To avoid this, many organisations implement cross-functional “pricing councils” that include representatives from marketing, sales, finance, and product management. These councils review planned promotions, new product launches, and channel changes through a pricing lens, ensuring that list prices, discounts, and incentives support the intended positioning in each channel. Over time, this governance structure helps standardise discount policies, reduce ad-hoc deal-making, and give marketing a clear framework within which to design campaigns that respect margin targets and channel agreements.
Performance metrics and ROI attribution for integrated pricing campaigns
Measuring the impact of integrated pricing and marketing campaigns requires going beyond top-line revenue to track both profitability and behavioural changes.

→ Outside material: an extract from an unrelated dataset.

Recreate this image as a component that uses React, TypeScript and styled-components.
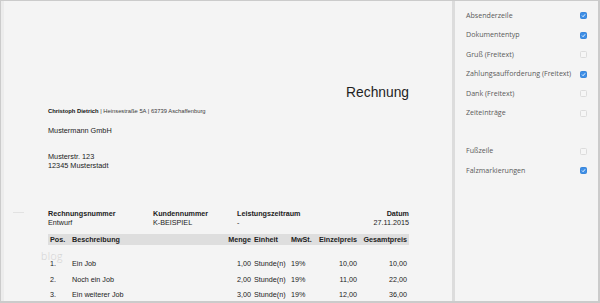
import React from "react";
import styled, { createGlobalStyle } from "styled-components";

const Global = createGlobalStyle`
  html, body { margin: 0; padding: 0; background: #ffffff; }
  * { box-sizing: border-box; }
`;

const Frame = styled.div`
  width: 600px;
  height: 303px;
  border: 1px solid #cbcbcb;
  border-bottom-width: 2px;
  border-right-width: 2px;
  display: flex;
  overflow: hidden;
  background: #f4f4f4;
`;

const Doc = styled.div`
  width: 451px;
  flex: none;
  position: relative;
  border-left: 3px solid #ececec;
  padding: 0 0 0 44px;
  font-family: "Liberation Sans", Arial, sans-serif;
  color: #222;
  display: flex;
  flex-direction: column;
`;

const Divider = styled.div`
  width: 3px;
  flex: none;
  background: #dcdcdc;
`;

const Panel = styled.div`
  flex: 1;
  padding: 4px 0 0 11px;
  font-family: "Open Sans", sans-serif;
  color: #5a5a5a;
  display: flex;
  flex-direction: column;
`;

const Content = styled.div`
  width: 361px;
  display: flex;
  flex-direction: column;
`;

const Title = styled.div`
  font-size: 13.8px;
  line-height: 16px;
  text-align: right;
  margin-top: 84px;
  color: #1e1e1e;
`;

const Sender = styled.div`
  font-size: 5.8px;
  line-height: 8px;
  margin-top: 6px;
  color: #3a3a3a;
  b { font-weight: bold; color: #111; }
`;

const Line = styled.div<{ $mt?: number }>`
  font-size: 7.3px;
  line-height: 9px;
  margin-top: ${(p) => p.$mt ?? 0}px;
`;

const MetaGrid = styled.div`
  display: grid;
  grid-template-columns: 105px 84px 1fr 80px;
  margin-top: 39px;
  font-size: 7.2px;
  line-height: 9px;
`;

const MetaLabel = styled.div<{ $right?: boolean }>`
  font-weight: bold;
  text-align: ${(p) => (p.$right ? "right" : "left")};
`;

const MetaValue = styled.div<{ $right?: boolean }>`
  text-align: ${(p) => (p.$right ? "right" : "left")};
`;

const cols = "22px 1fr 25px 40px 24px 42px 50px";

const TableHead = styled.div`
  margin-top: 7px;
  background: #dedede;
  height: 11px;
  display: grid;
  grid-template-columns: ${cols};
  align-items: center;
  font-size: 7.2px;
  font-weight: bold;
  padding: 0 2px;
`;

const Row = styled.div<{ $first?: boolean }>`
  display: grid;
  grid-template-columns: ${cols};
  align-items: center;
  font-size: 7.2px;
  height: 15.5px;
  padding: 0 2px;
  margin-top: ${(p) => (p.$first ? 11 : 0)}px;
`;

const Cell = styled.div<{ $right?: boolean; $pl?: number }>`
  text-align: ${(p) => (p.$right ? "right" : "left")};
  padding-left: ${(p) => p.$pl ?? 0}px;
  white-space: nowrap;
`;

const Watermark = styled.div`
  position: absolute;
  left: 37px;
  top: 248px;
  font-family: "Open Sans", sans-serif;
  font-weight: 300;
  font-size: 10.5px;
  color: #d2d2d2;
  letter-spacing: 0.4px;
`;

const FoldMark = styled.div`
  position: absolute;
  left: 9px;
  top: 211px;
  width: 11px;
  height: 1px;
  background: #e2e2e2;
`;

const Option = styled.div`
  display: flex;
  align-items: center;
  justify-content: space-between;
  height: 19.5px;
  padding-right: 11px;
  font-size: 7.1px;
`;

const Spacer = styled.div`
  height: 18.5px;
`;

const Box = styled.span<{ $on?: boolean }>`
  width: 7px;
  height: 7px;
  border-radius: 1.5px;
  margin-top: 2px;
  display: inline-flex;
  align-items: center;
  justify-content: center;
  background: ${(p) => (p.$on ? "#3d8ee6" : "#f6f6f6")};
  border: 1px solid ${(p) => (p.$on ? "#3a86da" : "#dcdcdc")};
`;

const Check = () => (
  <svg width="5" height="5" viewBox="0 0 10 10">
    <path d="M2 5.2 L4.2 7.4 L8.2 2.6" fill="none" stroke="#fff" strokeWidth="1.8" />
  </svg>
);

const options: { label: string; on: boolean; gapBefore?: boolean }[] = [
  { label: "Absenderzeile", on: true },
  { label: "Dokumententyp", on: true },
  { label: "Gruß (Freitext)", on: false },
  { label: "Zahlungsaufforderung (Freitext)", on: true },
  { label: "Dank (Freitext)", on: false },
  { label: "Zeiteinträge", on: false },
  { label: "Fußzeile", on: false, gapBefore: true },
  { label: "Falzmarkierungen", on: true },
];

const rows = [
  ["1.", "Ein Job", "1,00", "Stunde(n)", "19%", "10,00", "10,00"],
  ["2.", "Noch ein Job", "2,00", "Stunde(n)", "19%", "11,00", "22,00"],
  ["3.", "Ein weiterer Job", "3,00", "Stunde(n)", "19%", "12,00", "36,00"],
];

export default function App() {
  return (
    <>
      <Global />
      <Frame>
        <Doc>
          <FoldMark />
          <Watermark>blog</Watermark>
          <Content>
            <Title>Rechnung</Title>
            <Sender>
              <b>Christoph Dietrich</b> | Heinsestraße 5A | 63739 Aschaffenburg
            </Sender>
            <Line $mt={11}>Mustermann GmbH</Line>
            <Line $mt={17}>Musterstr. 123</Line>
            <Line>12345 Musterstadt</Line>
            <MetaGrid>
              <MetaLabel>Rechnungsnummer</MetaLabel>
              <MetaLabel>Kundennummer</MetaLabel>
              <MetaLabel>Leistungszeitraum</MetaLabel>
              <MetaLabel $right>Datum</MetaLabel>
              <MetaValue>Entwurf</MetaValue>
              <MetaValue>K-BEISPIEL</MetaValue>
              <MetaValue>-</MetaValue>
              <MetaValue $right>27.11.2015</MetaValue>
            </MetaGrid>
            <TableHead>
              <Cell>Pos.</Cell>
              <Cell>Beschreibung</Cell>
              <Cell $right>Menge</Cell>
              <Cell $pl={3}>Einheit</Cell>
              <Cell>MwSt.</Cell>
              <Cell $right>Einzelpreis</Cell>
              <Cell $right>Gesamtpreis</Cell>
            </TableHead>
            {rows.map((r, i) => (
              <Row key={i} $first={i === 0}>
                <Cell>{r[0]}</Cell>
                <Cell>{r[1]}</Cell>
                <Cell $right>{r[2]}</Cell>
                <Cell $pl={3}>{r[3]}</Cell>
                <Cell>{r[4]}</Cell>
                <Cell $right>{r[5]}</Cell>
                <Cell $right>{r[6]}</Cell>
              </Row>
            ))}
          </Content>
        </Doc>
        <Divider />
        <Panel>
          {options.map((o) => (
            <React.Fragment key={o.label}>
              {o.gapBefore && <Spacer />}
              <Option>
                <span>{o.label}</span>
                <Box $on={o.on}>{o.on && <Check />}</Box>
              </Option>
            </React.Fragment>
          ))}
        </Panel>
      </Frame>
    </>
  );
}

Key performance metrics often include gross margin per campaign, average revenue per user, discount utilisation rates, and changes in price realisation versus list price. By linking these metrics to specific marketing activities in your analytics stack, you can attribute ROI more accurately and identify which combinations of price and message drive the most profitable growth.
Advanced teams also track indicators like customer lifetime value by price cohort, elasticity shifts over time, and the performance of different price points in A/B or multivariate tests. This turns pricing into a continuous optimisation loop rather than a one-off decision: you test, measure, learn, and refine. As your organisation matures, you can incorporate pricing variables into your marketing mix modelling or attribution models, treating price as a controllable input alongside media spend. Ultimately, the companies that win are those that treat pricing as a dynamic, testable component of their marketing plan—one that is analysed with the same rigour as creative, targeting, and channel selection.